I’m wondering if the women they were refusing to sit next to qualify as a protected class.

Eh, who am I kidding?

But this is why I don’t see the situation as an unmitigated positive solution. Having had to deal with being on the other side of it, I can tell you it’s threatening in its own way. And somehow news coverage doesn’t even point out WHY they were standing around and changing their seats. Why is it OK to discriminate against women? What’s the difference between Christian Nationalism and this? Why does religion get a pass, every time?

11 Likes

A lot of religious people can be quite rich/powerful, and have the ears of power brokers and lawmakers.

This topic seems very fraught and I don’t have a comment on it other than a German airline should be really frigging careful in a situation like this.

BUT.

I’m reminded of a flight I was on many years ago.

I was traveling domestically in the US for work and approximately half the passengers on my flight were dressed in full Hasidic garb. At the time, I didn’t really know that was a thing, so it seemed weird, but kind of interesting.

We were delayed on the tarmac for quite awhile and nobody knew what was going on. Out of boredom and curiosity, I struck up conversations with some of those passengers.

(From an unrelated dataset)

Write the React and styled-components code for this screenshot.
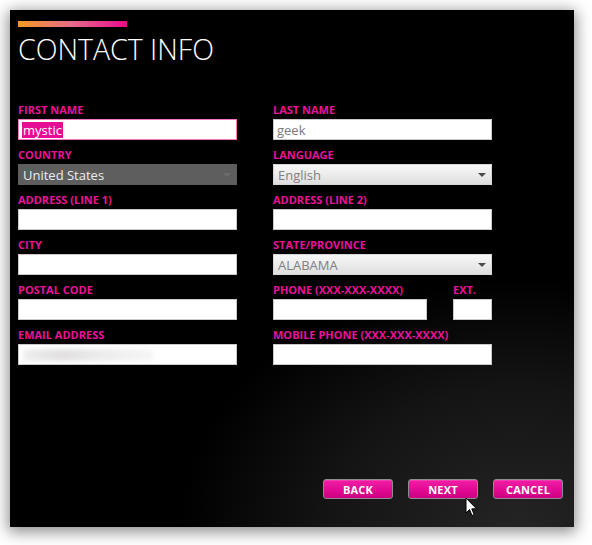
import React from "react";
import styled, { createGlobalStyle } from "styled-components";

const Global = createGlobalStyle`
  html, body { margin: 0; padding: 0; background: #fff; }
  body { font-family: "Open Sans", "Noto Sans", sans-serif; }
  * { box-sizing: border-box; }
`;

const Page = styled.div`
  width: 592px;
  height: 545px;
  padding: 10px 0 0 10px;
  background: #fff;
`;

const Window = styled.div`
  position: relative;
  width: 564px;
  height: 517px;
  padding: 11px 8px 0 8px;
  background: radial-gradient(ellipse 75% 60% at 90% 100%, #242424 0%, #141414 45%, #000 80%);
  box-shadow: 0 3px 14px 2px rgba(0, 0, 0, 0.45);
  display: flex;
  flex-direction: column;
`;

const AccentBar = styled.div`
  width: 109px;
  height: 6px;
  background: linear-gradient(90deg, #f49a23 0%, #e56a8a 50%, #ec0a8c 100%);
`;

const Title = styled.h1`
  margin: 4px 0 0 0;
  font-family: "Open Sans", sans-serif;
  font-weight: 300;
  font-size: 28.5px;
  line-height: 36px;
  color: #fff;
`;

const Form = styled.div`
  margin-top: 36px;
  display: grid;
  grid-template-columns: 219px 219px;
  column-gap: 36px;
  row-gap: 8px;
`;

const Field = styled.div`
  display: flex;
  flex-direction: column;
`;

const Label = styled.label`
  font-family: "Open Sans", sans-serif;
  font-weight: 700;
  font-size: 11px;
  line-height: 14px;
  height: 14px;
  margin-bottom: 2px;
  color: #e8129b;
  white-space: nowrap;
`;

const Input = styled.div`
  height: 21px;
  width: ${(p) => p.$w || "100%"};
  background: #fff;
  border: 1px solid ${(p) => (p.$focus ? "#f27ac4" : "#c9c9c9")};
  padding: 0 3px;
  display: flex;
  align-items: center;
  font-family: "Open Sans", sans-serif;
  font-size: 13px;
  color: #7a7a7a;
  overflow: hidden;
`;

const Selected = styled.span`
  background: #e60c94;
  color: #fff;
  line-height: 16px;
  padding: 0 1px;
`;

const Blur = styled.span`
  display: block;
  width: 130px;
  height: 12px;
  margin-left: 1px;
  background: linear-gradient(90deg, #efefef 0%, #e2e0e0 30%, #ececec 60%, #f6f6f6 100%);
  filter: blur(2px);
`;

const Select = styled.div`
  height: 21px;
  display: flex;
  align-items: center;
  justify-content: space-between;
  padding: 0 5px 0 4px;
  font-family: "Open Sans", sans-serif;
  font-size: 13px;
  border: 1px solid ${(p) => (p.$dark ? "#5c5c5c" : "#d6d6d6")};
  background: ${(p) =>
    p.$dark ? "#5e5e5e" : "linear-gradient(180deg, #f7f7f7 0%, #ececec 50%, #dedede 100%)"};
  color: ${(p) => (p.$dark ? "#ececec" : "#808080")};
`;

const Arrow = styled.span`
  width: 0;
  height: 0;
  border-left: 4px solid transparent;
  border-right: 4px solid transparent;
  border-top: 4px solid ${(p) => (p.$dark ? "#6c6c6c" : "#4a4a4a")};
`;

const PhoneRow = styled.div`
  display: flex;
  gap: 26px;
`;

const Footer = styled.div`
  margin-top: auto;
  margin-bottom: 27px;
  display: flex;
  justify-content: flex-end;
  gap: 15px;
  padding-right: 3px;
`;

const Button = styled.button`
  width: 70px;
  height: 20px;
  margin-bottom: 1px;
  border: 1px solid #8d8d8d;
  border-radius: 3px;
  background: linear-gradient(180deg, #f21ea6 0%, #e20a93 55%, #cc0080 100%);
  color: #fff;
  font-family: "Open Sans", sans-serif;
  font-weight: 700;
  font-size: 11px;
  letter-spacing: 0.2px;
  padding: 0;
  box-shadow: inset 0 1px 0 rgba(255, 255, 255, 0.15);
`;

const Cursor = styled.svg`
  position: absolute;
  left: 455px;
  top: 487px;
`;

const Pick = ({ label, value, dark }) => (
  <Field>
    <Label>{label}</Label>
    <Select $dark={dark}>
      <span>{value}</span>
      <Arrow $dark={dark} />
    </Select>
  </Field>
);

export default function App() {
  return (
    <Page>
      <Global />
      <Window>
        <AccentBar />
        <Title>CONTACT INFO</Title>
        <Form>
          <Field>
            <Label>FIRST NAME</Label>
            <Input $focus>
              <Selected>mystic</Selected>
            </Input>
          </Field>
          <Field>
            <Label>LAST NAME</Label>
            <Input>geek</Input>
          </Field>
          <Pick label="COUNTRY" value="United States" dark />
          <Pick label="LANGUAGE" value="English" />
          <Field>
            <Label>ADDRESS (LINE 1)</Label>
            <Input />
          </Field>
          <Field>
            <Label>ADDRESS (LINE 2)</Label>
            <Input />
          </Field>
          <Field>
            <Label>CITY</Label>
            <Input />
          </Field>
          <Pick label="STATE/PROVINCE" value="ALABAMA" />
          <Field>
            <Label>POSTAL CODE</Label>
            <Input />
          </Field>
          <PhoneRow>
            <Field>
              <Label>PHONE (XXX-XXX-XXXX)</Label>
              <Input $w="154px" />
            </Field>
            <Field>
              <Label>EXT.</Label>
              <Input $w="39px" />
            </Field>
          </PhoneRow>
          <Field>
            <Label>EMAIL ADDRESS</Label>
            <Input>
              <Blur />
            </Input>
          </Field>
          <Field>
            <Label>MOBILE PHONE (XXX-XXX-XXXX)</Label>
            <Input />
          </Field>
        </Form>
        <Footer>
          <Button>BACK</Button>
          <Button>NEXT</Button>
          <Button>CANCEL</Button>
        </Footer>
        <Cursor width="13" height="21" viewBox="0 0 13 21">
          <path d="M1 1 L1 16 L4.5 12.5 L7 18.5 L9.2 17.6 L6.8 11.8 L11.5 11.8 Z" fill="#fff" stroke="#000" strokeWidth="1" strokeLinejoin="round" />
        </Cursor>
      </Window>
    </Page>
  );
}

They were all very nice and I learned a lot. It was actually a pretty cool experience.

Maybe an hour or so into the delay, the captain finally made an announcement.

He said that the ground crew were patching up some micro-holes on the wings. They were nearly finished and we should be on our way shortly.

I’m not a nervous flyer and I typically appreciate transparency in most situations. BUT.

Prior to this announcement, I didn’t know “Micro-holes on the wings” was a thing and I could have gone the rest of my life without knowing. Jesus Christ.

When I get nervous, I usually do stupid stuff to amuse myself and calm down.

SO.

I stood up out of my seat. I looked around, back and forth at the mostly Hasidic dressed fellow passengers. I then announced loudly:

HOLY PLANE!!!

Remembering the collective groans and or laughs of the entire cabin still warms my heart to this day. It’s one of my proudest moments.